Reaching for best practices on labour market policies
A scenario illustrates potential employment gains if OECD countries would close, by 2030, half of current gaps on a number of labour market policy indicators relative to the five best- performing countries. Only half of the gaps are assumed to close in recognition of the difficulty of implementing the implied structural reforms. The assessment uses the impacts of labour market reforms estimated by Gal and Theising (2015) and Égert and Gal (2017).
For the median country, the reform package implies the following changes over the 2023-to-2030 period: spending on active labour market policies (ALMP) per unemployed worker rises by 10 percentage points of GDP per capita, public spending on family benefits in kind rises by 0.6 percentage points of GDP, maternity leave increases by 12 weeks, and tax wedges for both single earners and couples decline by about 9 percentage points of labour costs. Specific reform magnitudes depend, for each country and indicator, on gaps relative to best practices according to the latest available data.

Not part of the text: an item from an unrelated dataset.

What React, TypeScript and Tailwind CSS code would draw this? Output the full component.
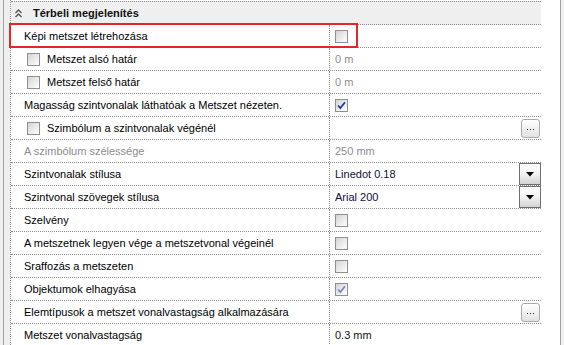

The OECD-wide reform effort boosts trend real GDP per capita growth by 1⁄2 percentage point at the peak toward the end of the reform implementation period (Figure 8, Panel A). The rapidity with which employment reacts implies some temporary reduction in the amount of capital available per worker, hence the slight negative growth contribution from capital intensity initially. This spurs investment to rise and eventually capital intensity also contributes positively to growth. The labour market reforms considered are assumed not to impact trend labour efficiency. OECD average living standards are about 21⁄2 per cent higher by the time the reforms are fully implemented in 2030 and nearly 7% higher by 2060 (Figure 8, Panel B). These positive outcomes are driven in large part by gains in female employment. Besides promoting the integration of women in the labour market, better family benefits, longer maternity leaves and lower tax wedges also promote employment among the lower-income segments of the population (OECD, 2017).
By 2060, cumulative improvements in living standards relative to the baseline scenario are as much as 9-10% in countries that are currently furthest from best practices on the set of labour market policies considered here (Figure 9). It should, however, be noted that many countries, especially in Europe, have implemented labour market reforms in recent years. Because the standard labour market indicators used here are only available with a few years’ lag, they may not reflect the most recent reforms.